Karine and her family were initially taken in by a cousin who owned a hotel before moving among several cottages for a month at a time before moving on to her brother's land. Karine replaced the old caravan with a mobile home and believes it is the closest she will come to having her own house. "My brother is disabled so it is handy for me to be next door to him. I could never afford to buy here and there is no hope for my children being able to buy here," she adds.

Like the 25% of the island's population who live in rented accommodation, Karine is familiar with the difficulty of competing with holiday-makers for rented houses. "You can get a winter let easily enough but when it comes to the summer you haven't anywhere to go. Once you find a long term let, it's not so bad. Although, I was in a long-term let for three years when the woman who owned the house wanted it back and that's when I became homeless."

Clare Callaghan, 23, originally from Hertfordshire, has lived in four different lets in four years. She currently stays in a long-term rental in Lamlash. "My partner works in a hotel and is not well paid. I would love to stay on Arran but he is fed up with continually having to move and doesn't see how we can stay."

According to the 2001 census, the number of permanent residents on Arran is 5058. Of this, some 902 (18%) are under 16 and 1533 (30%) are over 60. While jobs are relatively plentiful on the island, the lack of affordable housing means that people of working age, including teachers and health professionals, have to resign themselves to a lifetime of unpredictable rentals.

Henry Murdo moved to the island in the 1960s, aged 15, and is outraged by the struggle for accommodation. "Arran has the biggest housing waiting list in the British Isles, per head of population," he says. "There are around 270 applications on the official list but we know that there are probably in excess of 500 and this is the working population of the island. This problem has been growing as house prices have gone up along with the lack of land for building. The tradition of building your own house died on its feet with these new planning regulations, which do not allow any new building outwith the villages."

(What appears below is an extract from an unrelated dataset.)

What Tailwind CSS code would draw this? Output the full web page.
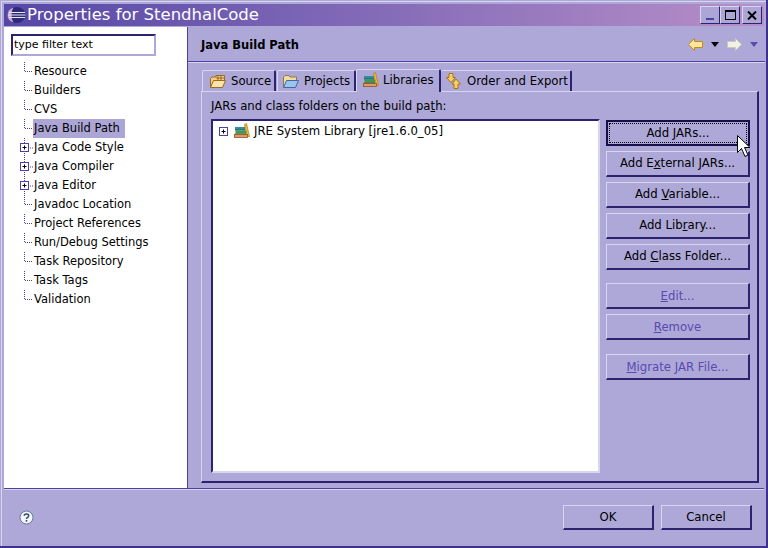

Henry is one of a group of concerned individuals behind the Housing Initiative for Arran Residents (Hifar), recently set up to address the housing crisis on Arran. The group aims to provide low-cost, sustainable housing, complementing the work of the housing association Isle of Arran Homes, set up in May 2001 to provide social rented housing. In addition to the housing stock of 118 houses inherited from North Ayrshire Council, the association has built 52 new houses across Arran.

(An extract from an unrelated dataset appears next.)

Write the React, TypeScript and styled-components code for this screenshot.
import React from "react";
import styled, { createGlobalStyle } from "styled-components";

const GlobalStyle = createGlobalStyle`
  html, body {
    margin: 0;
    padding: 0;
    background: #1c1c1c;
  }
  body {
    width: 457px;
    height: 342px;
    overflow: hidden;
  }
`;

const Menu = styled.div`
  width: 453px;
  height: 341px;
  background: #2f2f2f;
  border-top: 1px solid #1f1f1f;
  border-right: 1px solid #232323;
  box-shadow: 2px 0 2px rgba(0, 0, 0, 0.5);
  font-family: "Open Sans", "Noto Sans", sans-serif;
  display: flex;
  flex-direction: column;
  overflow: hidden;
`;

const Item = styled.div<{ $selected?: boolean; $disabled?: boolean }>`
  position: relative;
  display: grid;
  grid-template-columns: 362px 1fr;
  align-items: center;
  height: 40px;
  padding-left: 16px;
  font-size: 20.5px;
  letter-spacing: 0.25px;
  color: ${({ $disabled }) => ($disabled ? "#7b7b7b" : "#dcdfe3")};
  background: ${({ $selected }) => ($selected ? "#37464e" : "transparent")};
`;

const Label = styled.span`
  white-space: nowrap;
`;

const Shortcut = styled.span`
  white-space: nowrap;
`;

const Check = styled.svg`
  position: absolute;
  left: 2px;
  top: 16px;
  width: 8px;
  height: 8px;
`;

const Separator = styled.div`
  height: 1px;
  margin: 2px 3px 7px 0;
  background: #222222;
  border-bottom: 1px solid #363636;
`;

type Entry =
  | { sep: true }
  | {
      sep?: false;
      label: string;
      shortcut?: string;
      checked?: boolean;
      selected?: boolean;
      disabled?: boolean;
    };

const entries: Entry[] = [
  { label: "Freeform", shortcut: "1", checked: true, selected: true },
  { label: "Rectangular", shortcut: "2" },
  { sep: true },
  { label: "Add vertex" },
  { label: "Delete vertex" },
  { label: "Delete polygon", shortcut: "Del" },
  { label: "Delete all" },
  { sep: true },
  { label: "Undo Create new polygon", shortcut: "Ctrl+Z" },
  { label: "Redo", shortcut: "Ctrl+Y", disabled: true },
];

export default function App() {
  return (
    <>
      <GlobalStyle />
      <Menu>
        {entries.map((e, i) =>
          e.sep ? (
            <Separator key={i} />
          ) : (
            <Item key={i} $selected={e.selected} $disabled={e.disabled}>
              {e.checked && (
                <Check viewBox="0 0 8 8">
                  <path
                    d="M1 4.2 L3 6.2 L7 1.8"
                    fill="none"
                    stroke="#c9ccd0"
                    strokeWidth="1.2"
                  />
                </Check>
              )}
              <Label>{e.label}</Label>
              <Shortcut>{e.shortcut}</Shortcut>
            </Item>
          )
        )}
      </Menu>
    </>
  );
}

Manager Andrew Martin says: "The difficulty is that we have limited accommodation for renting and we are constrained by the new building regulations and this will get increasingly difficult as the last piece of land designated for new building has been used."

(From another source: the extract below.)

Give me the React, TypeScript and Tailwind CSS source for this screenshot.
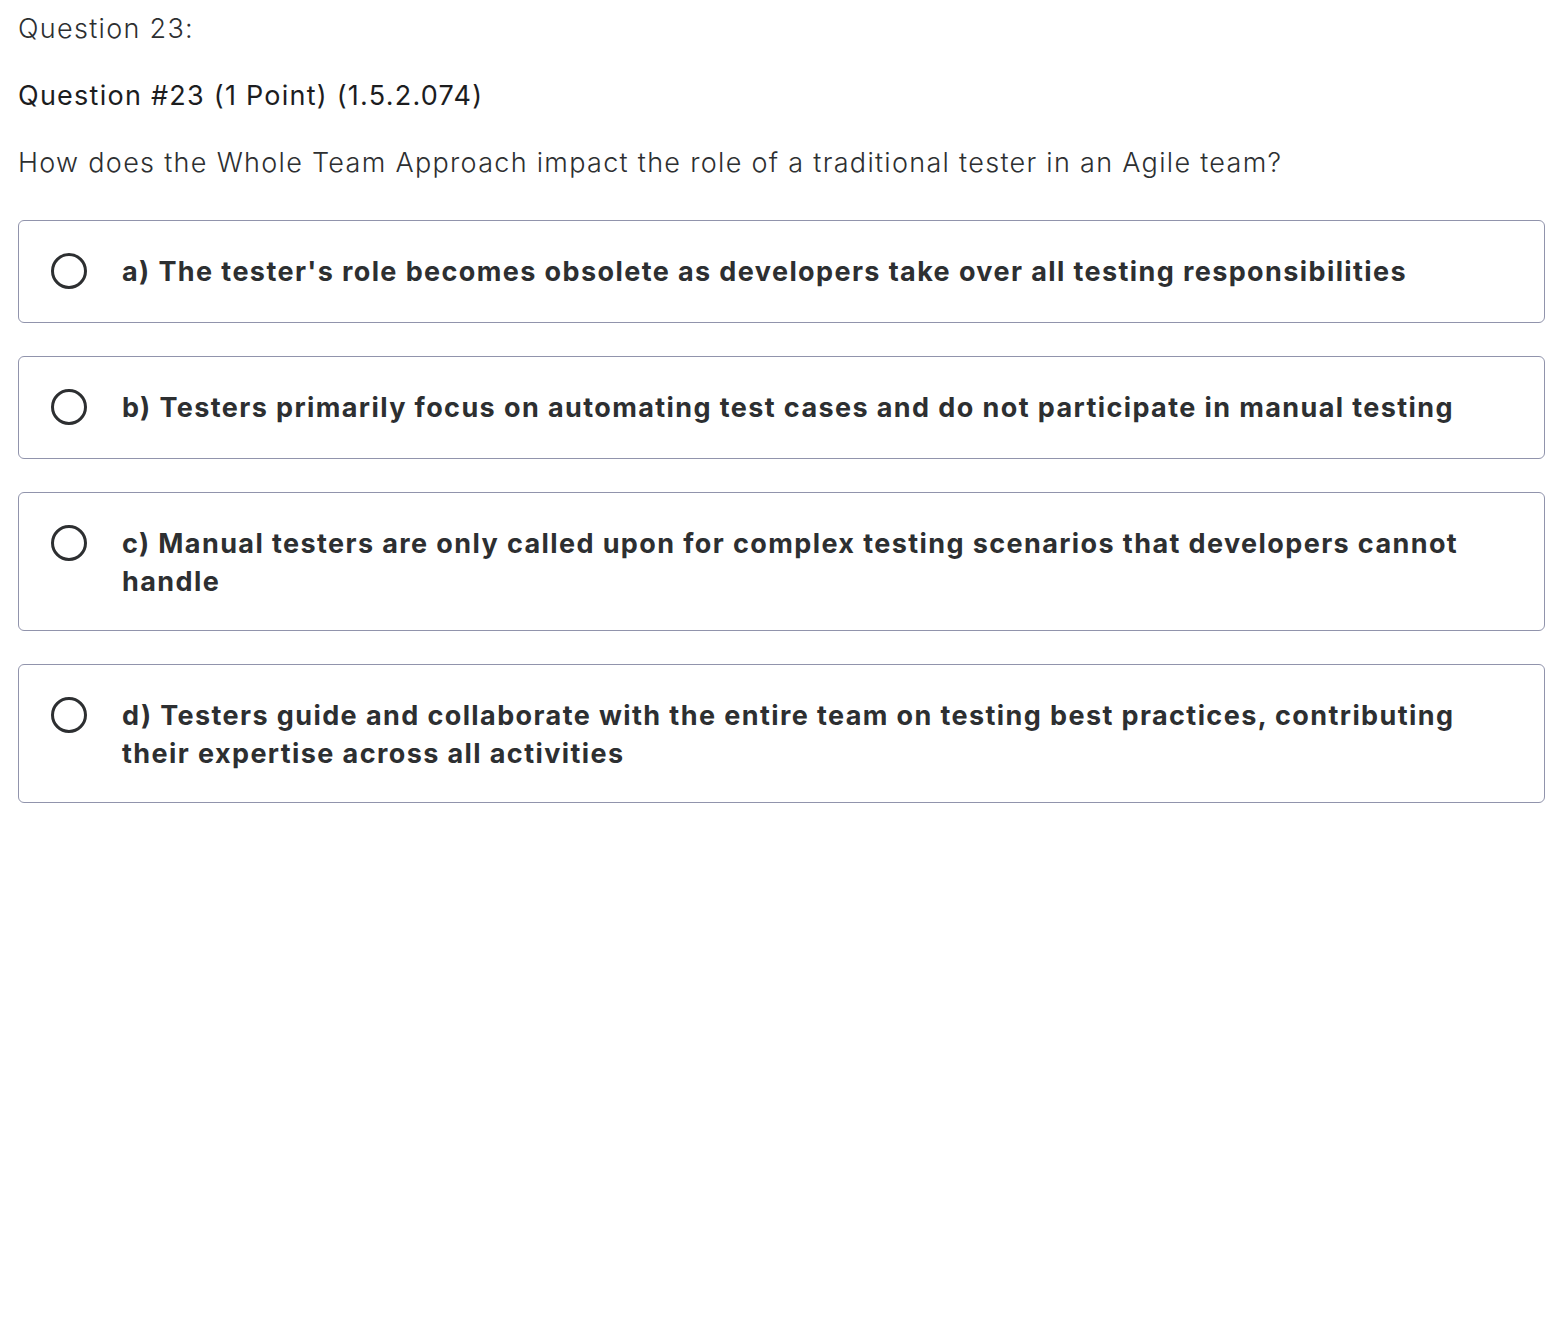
const options = [
  "a) The tester's role becomes obsolete as developers take over all testing responsibilities",
  "b) Testers primarily focus on automating test cases and do not participate in manual testing",
  "c) Manual testers are only called upon for complex testing scenarios that developers cannot handle",
  "d) Testers guide and collaborate with the entire team on testing best practices, contributing their expertise across all activities",
]

function RadioCircle() {
  return (
    <span className="flex size-[36px] shrink-0 items-center justify-center rounded-full border-[3px] border-[#2d2f31]" />
  )
}

export default function App() {
  return (
    <div className="min-h-[1336px] bg-white pl-[18px] pr-[21px] pt-[10px] text-[#2d2f31] [font-family:Inter,'Liberation_Sans',sans-serif]">
      <p className="text-[27px] font-light leading-[38px] tracking-[1.3px]">Question 23:</p>
      <p className="mt-[29px] text-[27px] font-normal leading-[38px] tracking-[1.25px] text-[#1c1d1f]">Question #23 (1 Point) (1.5.2.074)</p>
      <p className="mt-[29px] text-[27px] font-light leading-[38px] tracking-[1.3px]">
        How does the Whole Team Approach impact the role of a traditional tester in an Agile team?
      </p>

      <div className="mt-[38px] flex flex-col gap-[33px]">
        {options.map((opt) => (
          <label
            key={opt}
            className="flex min-h-[103px] cursor-pointer items-start gap-[35px] rounded-[6px] border border-[#9194ac] pb-[29px] pl-[32px] pr-[60px] pt-[32px]"
          >
            <RadioCircle />
            <span className="text-[27px] font-bold leading-[38px] tracking-[1.4px]">{opt}</span>
          </label>
        ))}
      </div>
    </div>
  )
}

Last week Eileen Griffin, 42, reached the top of the housing list and moved her family into a newly-built Arran Homes house in Brodick. After the birth of her second child two years ago, she put her name on the transfer list to move from a two to a three-bedroomed house. She says: "I am absolutely delighted, but I realise how lucky I am. I knew what the waiting list was like but all you can do is hope. I had visions of us sharing our bedroom with a five-year-old boy."

If finding rented accommodation is a challenge, then being able to buy a home is a dream too far for many residents. In 2000, the average price of a house on Arran was £86,010, compared to a national average of £74,000. A mere five years later the island average was £198,580 (national average £148,060). This sharp rise in prices has excluded many who would have been able to buy, while the new planning regulations restrict those who want to build their own home. It is these people whom Hifar is particularly concerned about.

"Arran Homes does an excellent job in providing social housing for people who could never afford their own house," says Henry. "I'm talking about people who could ordinarily afford to buy their own house, but houses now are priced for millionaires. Previously, if you wanted to get planning permission you went to see the local councillors who were local people who know you and they would bend over backwards to help all the young people. Now it's the complete opposite. We don't know who the councillors are, they don't know us or the type of community we live in. Since Arran councillors opted to split from Bute, we have gone into an urban situation and got lost in that."

Another strain on the housing stock is that 42% of the houses are holiday homes. Kirsty Innes, 30, lives in Lochranza, which has the highest percentage of holiday homes on the island. She is married with five children under 13 years of age, and her family is one of only five in the village. She recently swapped homes with her parents-in-law who had a larger house. "We've been very lucky, if we didn't have this house we would have had to leave the island which would have been very hard."

"Already, it's very hard for my kids because there are not many other children here. You want them to socialise with as many people as possible. When I hear that a house has been bought as a holiday home I think it's a shame. In summer you see plenty of people about, but in winter it's just depressing."

However, most residents agree that tourism is the lifeblood of the island and the housing problem is not purely the result of holiday homes. "It's more complex than that." says Murdo. "The most remarkable thing about the Arran people is that they are not resentful - they are very welcoming and always have been. It's a very tolerant community and that's something which has grown up over generations and we want to preserve that. It's a fantastically valuable thing and 20 years from now there will be no-one like that left here because none of us can afford to live here and that will be gone for ever."